### COLLECTED MATERIAL
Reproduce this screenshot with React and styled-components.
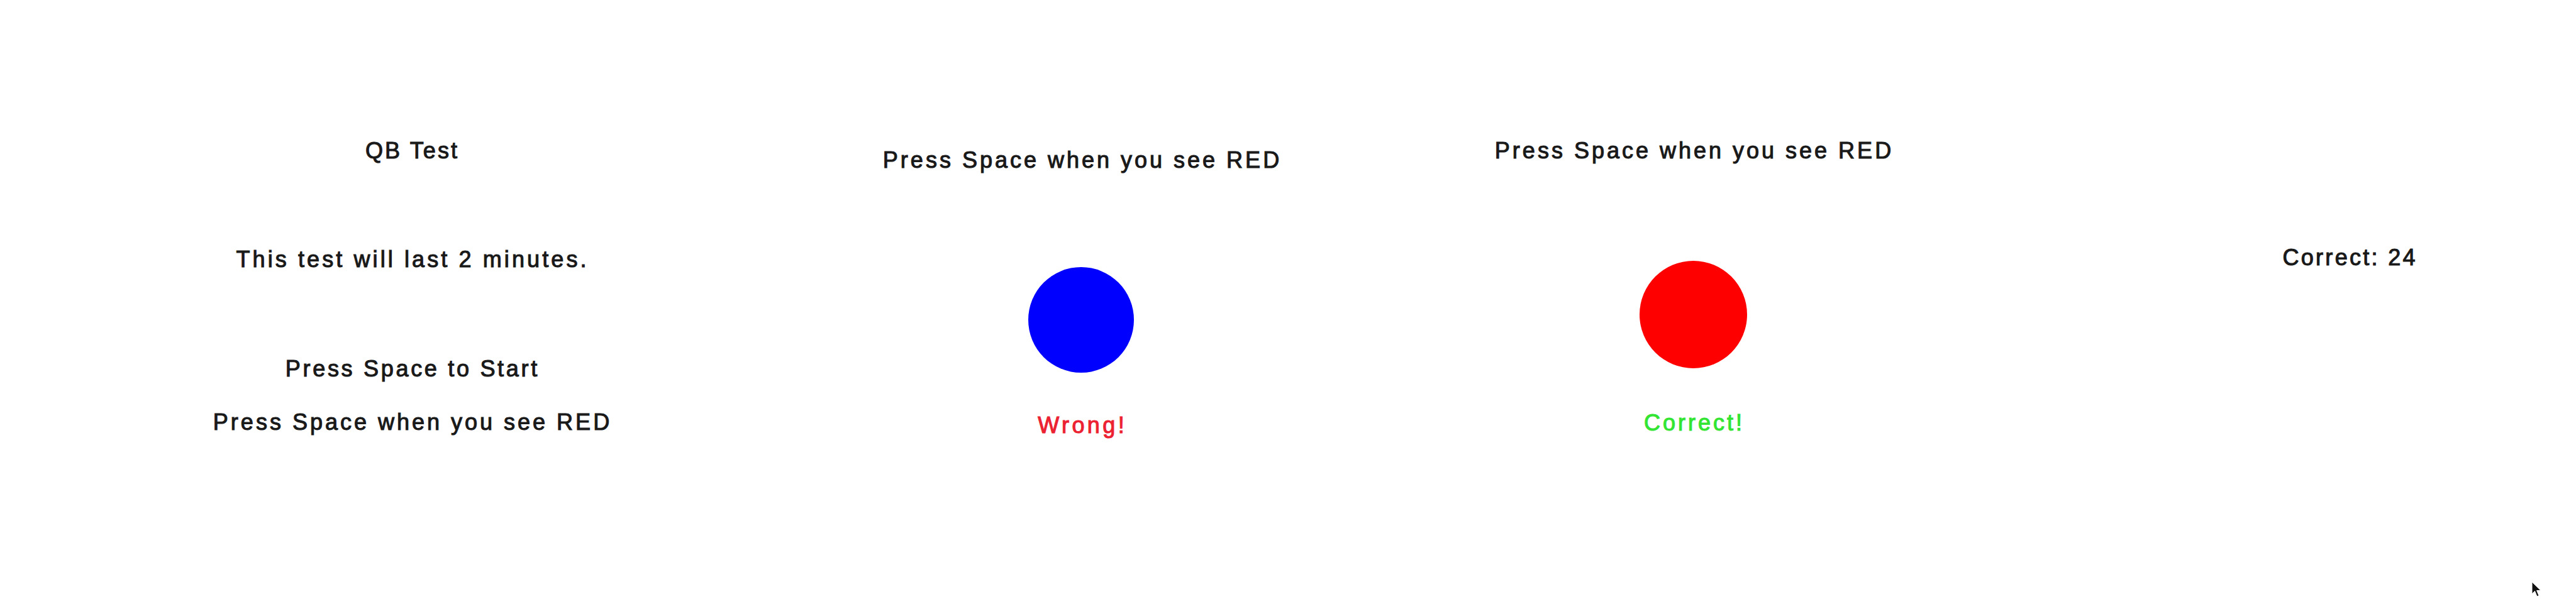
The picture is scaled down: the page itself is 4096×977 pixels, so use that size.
import styled, { createGlobalStyle } from "styled-components";

const GlobalStyle = createGlobalStyle`
    html, body {
        margin: 0;
        padding: 0;
        background: #ffffff;
    }
    #root {
        min-height: 100vh;
    }
`

const Screen = styled.div`
    position: relative;
    width: 4096px;
    height: 977px;
    background-color: #ffffff;
    overflow: hidden;
    display: flex;
    flex-direction: row;
    align-items: flex-start;
    font-family: "Liberation Sans", Arial, Helvetica, sans-serif;
`

const Frame = styled.div`
    width: 700px;
    flex: 0 0 700px;
    margin-left: ${(p) => p.$left}px;
    padding-top: ${(p) => p.$top}px;
    display: flex;
    flex-direction: column;
    align-items: center;
`

const Line = styled.div`
    margin-top: ${(p) => p.$mt || 0}px;
    padding-left: ${(p) => p.$ls ?? 4}px;
    font-size: 36px;
    line-height: 36px;
    letter-spacing: ${(p) => p.$ls ?? 4}px;
    color: ${(p) => p.$color || "#191919"};
    -webkit-text-stroke: 1.1px ${(p) => p.$color || "#191919"};
    white-space: nowrap;
    text-align: center;
`

const Dot = styled.div`
    margin-top: ${(p) => p.$mt}px;
    width: ${(p) => p.$size}px;
    height: ${(p) => p.$size}px;
    border-radius: 50%;
    background-color: ${(p) => p.$color};
`

const Pointer = styled.svg`
    position: absolute;
    left: 4025px;
    top: 925px;
    width: 17px;
    height: 26px;
`

const App = () => {
    return (
        <>
            <GlobalStyle />
            <Screen>
                {/* Intro frame */}
                <Frame $left={304} $top={222}>
                    <Line $ls={3.1}>QB Test</Line>
                    <Line $mt={137} $ls={4.1}>This test will last 2 minutes.</Line>
                    <Line $mt={138} $ls={3.7}>Press Space to Start</Line>
                    <Line $mt={49} $ls={4.0}>Press Space when you see RED</Line>
                </Frame>

                {/* Blue stimulus -> wrong */}
                <Frame $left={365} $top={237}>
                    <Line $ls={4.0}>Press Space when you see RED</Line>
                    <Dot $mt={152} $size={168} $color="#0000ff" />
                    <Line $mt={66} $ls={4.4} $color="#ec2232">Wrong!</Line>
                </Frame>

                {/* Red stimulus -> correct */}
                <Frame $left={273} $top={222}>
                    <Line $ls={4.0}>Press Space when you see RED</Line>
                    <Dot $mt={157} $size={171} $color="#ff0000" />
                    <Line $mt={69} $ls={4.0} $color="#33e533">Correct!</Line>
                </Frame>

                {/* Score */}
                <Frame $left={343} $top={392}>
                    <Line $ls={3.3}>Correct: 24</Line>
                </Frame>

                <Pointer viewBox="0 0 17 26">
                    <path d="M1 1 L1 20 L5.5 15.5 L9 24 L12 22.8 L8.6 14.6 L15 14.6 Z" fill="#111" stroke="#fff" strokeWidth="1" />
                </Pointer>
            </Screen>
        </>
    );
};

export default App;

### PROBLEM TO SOLVE
Repeat the data exactly, dropping every picture it holds.

### TASK OUTPUT
Reproduce this screenshot with React and styled-components.
The picture is scaled down: the page itself is 4096×977 pixels, so use that size.
import styled, { createGlobalStyle } from "styled-components";

const GlobalStyle = createGlobalStyle`
    html, body {
        margin: 0;
        padding: 0;
        background: #ffffff;
    }
    #root {
        min-height: 100vh;
    }
`

const Screen = styled.div`
    position: relative;
    width: 4096px;
    height: 977px;
    background-color: #ffffff;
    overflow: hidden;
    display: flex;
    flex-direction: row;
    align-items: flex-start;
    font-family: "Liberation Sans", Arial, Helvetica, sans-serif;
`

const Frame = styled.div`
    width: 700px;
    flex: 0 0 700px;
    margin-left: ${(p) => p.$left}px;
    padding-top: ${(p) => p.$top}px;
    display: flex;
    flex-direction: column;
    align-items: center;
`

const Line = styled.div`
    margin-top: ${(p) => p.$mt || 0}px;
    padding-left: ${(p) => p.$ls ?? 4}px;
    font-size: 36px;
    line-height: 36px;
    letter-spacing: ${(p) => p.$ls ?? 4}px;
    color: ${(p) => p.$color || "#191919"};
    -webkit-text-stroke: 1.1px ${(p) => p.$color || "#191919"};
    white-space: nowrap;
    text-align: center;
`

const Dot = styled.div`
    margin-top: ${(p) => p.$mt}px;
    width: ${(p) => p.$size}px;
    height: ${(p) => p.$size}px;
    border-radius: 50%;
    background-color: ${(p) => p.$color};
`

const Pointer = styled.svg`
    position: absolute;
    left: 4025px;
    top: 925px;
    width: 17px;
    height: 26px;
`

const App = () => {
    return (
        <>
            <GlobalStyle />
            <Screen>
                {/* Intro frame */}
                <Frame $left={304} $top={222}>
                    <Line $ls={3.1}>QB Test</Line>
                    <Line $mt={137} $ls={4.1}>This test will last 2 minutes.</Line>
                    <Line $mt={138} $ls={3.7}>Press Space to Start</Line>
                    <Line $mt={49} $ls={4.0}>Press Space when you see RED</Line>
                </Frame>

                {/* Blue stimulus -> wrong */}
                <Frame $left={365} $top={237}>
                    <Line $ls={4.0}>Press Space when you see RED</Line>
                    <Dot $mt={152} $size={168} $color="#0000ff" />
                    <Line $mt={66} $ls={4.4} $color="#ec2232">Wrong!</Line>
                </Frame>

                {/* Red stimulus -> correct */}
                <Frame $left={273} $top={222}>
                    <Line $ls={4.0}>Press Space when you see RED</Line>
                    <Dot $mt={157} $size={171} $color="#ff0000" />
                    <Line $mt={69} $ls={4.0} $color="#33e533">Correct!</Line>
                </Frame>

                {/* Score */}
                <Frame $left={343} $top={392}>
                    <Line $ls={3.3}>Correct: 24</Line>
                </Frame>

                <Pointer viewBox="0 0 17 26">
                    <path d="M1 1 L1 20 L5.5 15.5 L9 24 L12 22.8 L8.6 14.6 L15 14.6 Z" fill="#111" stroke="#fff" strokeWidth="1" />
                </Pointer>
            </Screen>
        </>
    );
};

export default App;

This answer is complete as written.